Spirit Lake is located just north of Mount St. Helens, in the Cascade Range of the Pacific Northwest. Amid a magnitude 5.1 earthquake on May 18, 1980, the volcano’s north flank let loose—the largest-known landslide in recorded history. That was followed by a lateral blast and shock wave as the eruption unfolded. The water in Spirit Lake was temporarily displaced but eventually flowed back into the basin, setting afloat the remains of blasted and uprooted trees.
According to Jim Gawel, an environmental engineer at University of Washington’s Tacoma campus who studies the lake, logs covered more than 70 percent of the lake’s surface immediately after the eruption. Many have since sunk, littering the lakebed with woody debris. Logs now cover about 20 percent of the lake—a number that has been slow to change in recent years.
However, the position of the log mat is actually quite dynamic. The animation at the top of this page, built with five images acquired by the Operational Land Imager (OLI) on Landsat 8, shows the log mat zipping around the lake from spring to autumn in 2018.
Gawel explained that the movement is driven by changes in the wind. On seasonal timescales, logs are most often found at the north end of the lake during the spring and summer due to prevailing winds. By autumn (the last image in the animation) winds usually push the logs to the south side.
The logs can also move significantly over the span of a day. When winds die down, often during the nighttime, the logs spread out. Then as winds pick up during the day, the logs are pushed into a tight cluster. “The logs can move across the lake in 30-60 minutes if the wind shifts,” Gawel said, “unfortunately trapping researchers occasionally.”
In the field, Gawel has been studying how all this movement could be influencing the lake’s ecosystem. Winds grind the logs together with such force that the logs “shed” carbon and nitrogen into the lake. The wood itself adds organic carbon to the lake sediments. Meanwhile, algae and bacteria growing on the logs can take nitrogen from the atmosphere and convert it into forms more useable by other aquatic life, which in turn contributes to the lake’s food web, including some sizeable rainbow trout. The magnitude of the phenomenon is still being investigated.

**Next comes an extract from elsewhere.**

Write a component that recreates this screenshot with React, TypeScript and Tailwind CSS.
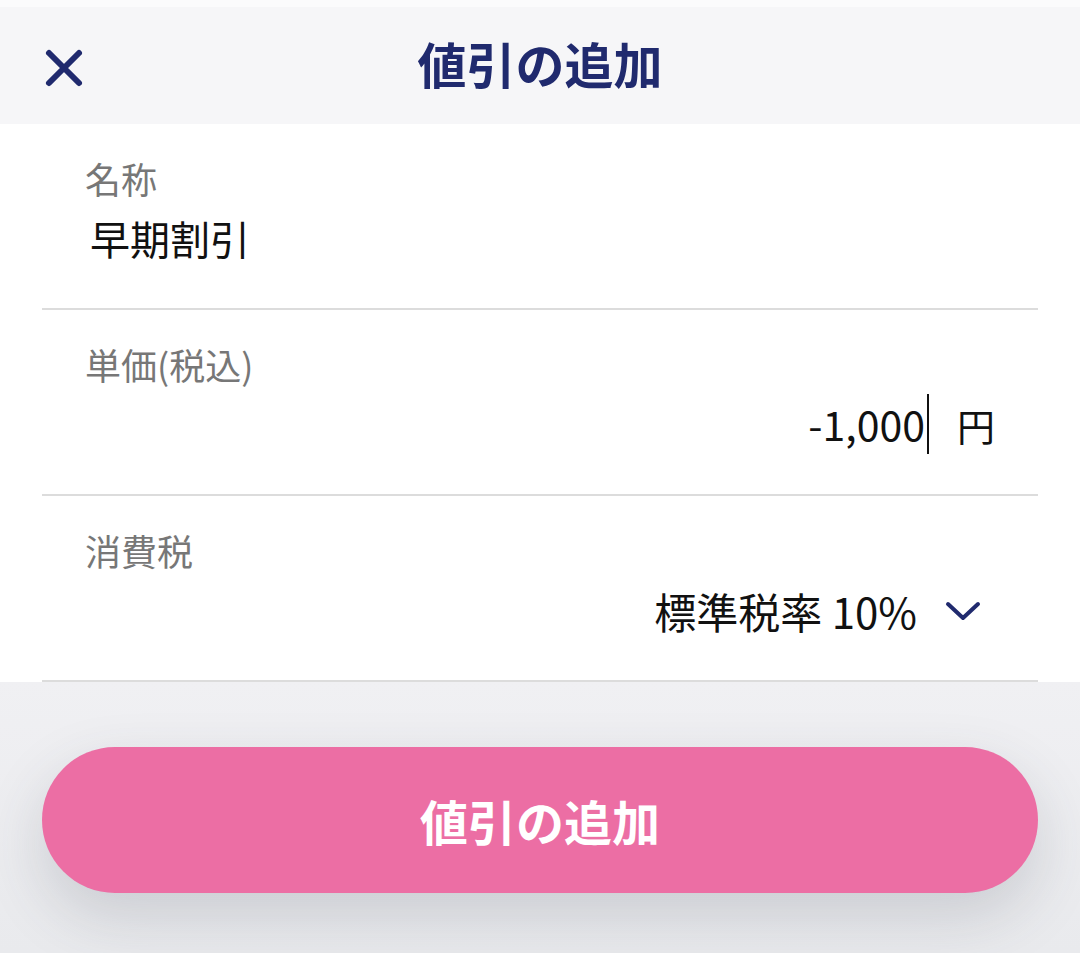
import React from 'react';

const font = { fontFamily: '"Noto Sans CJK JP", "Noto Sans", sans-serif' };

function Row({ label, children }: { label: string; children: React.ReactNode }) {
  return (
    <div className="h-[186px] border-b-2 border-[#dcdcdc] flex flex-col px-[43px] pt-[30px]">
      <div className="text-[36px] leading-[48px] text-[#777777]">{label}</div>
      <div className="mt-[8px] h-[56px] flex items-center">{children}</div>
    </div>
  );
}

export default function App() {
  return (
    <div className="w-[1080px] h-[953px] flex flex-col bg-white overflow-hidden" style={font}>
      <div className="h-[7px] bg-[#fbfbfc]" />
      <header className="h-[117px] bg-[#f6f6f8] flex items-center relative">
        <button className="absolute left-[44px] top-[41px] w-[40px] h-[40px] text-[#202a6e]">
          <svg viewBox="0 0 40 40" className="w-[40px] h-[40px]" fill="none" stroke="currentColor" strokeWidth="6" strokeLinecap="round">
            <path d="M5 5 L35 35 M35 5 L5 35" />
          </svg>
        </button>
        <h1 className="w-full text-center text-[49px] leading-none font-bold text-[#202a6e] pb-[6px]">値引の追加</h1>
      </header>

      <div className="bg-white px-[42px]">
        <Row label="名称">
          <span className="pl-[5px] text-[40px] text-[#111111]">早期割引</span>
        </Row>
        <Row label="単価(税込)">
          <div className="flex-1 flex items-center justify-end">
            <span className="text-[41px] text-[#111111]">-1,000</span>
            <span className="w-[2px] h-[60px] bg-[#111111] ml-[2px]" />
            <span className="ml-[28px] text-[38px] text-[#111111]">円</span>
          </div>
        </Row>
        <Row label="消費税">
          <div className="flex-1 flex items-center justify-end pr-[14px]">
            <span className="text-[42px] text-[#111111]">標準税率 10%</span>
            <svg viewBox="0 0 36 22" className="ml-[28px] w-[36px] h-[22px] mt-[2px]" fill="none" stroke="#202a6e" strokeWidth="4" strokeLinecap="round" strokeLinejoin="round">
              <path d="M3 4 L18 18 L33 4" />
            </svg>
          </div>
        </Row>
      </div>

      <div className="flex-1 bg-gradient-to-b from-[#f0f0f3] to-[#e9eaed] px-[42px] pt-[65px]">
        <button className="w-full h-[146px] rounded-full bg-[#ec6ea4] text-white text-[48px] font-bold shadow-[0_24px_60px_rgba(60,65,85,0.18)]">
          値引の追加
        </button>
      </div>
    </div>
  );
}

Spirit Lake’s log mat is uniquely large and undisturbed, making it a good natural laboratory for scientists, but it is not the only log mat in the area. Other lakes within the blast zone—St. Helens Lake, Castle Lake, and Grizzly lake—also contain some floating logs. And elsewhere, landslides and avalanches have had a similar effect, which is why logs are often found in the lakes of steep-sided alpine areas.
“More lakes would have log mats, but often logs are removed for recreation and timber harvest,” Gawel said. “We would love to learn of other lakes in the world with large numbers of floating logs for comparison to Spirit Lake.”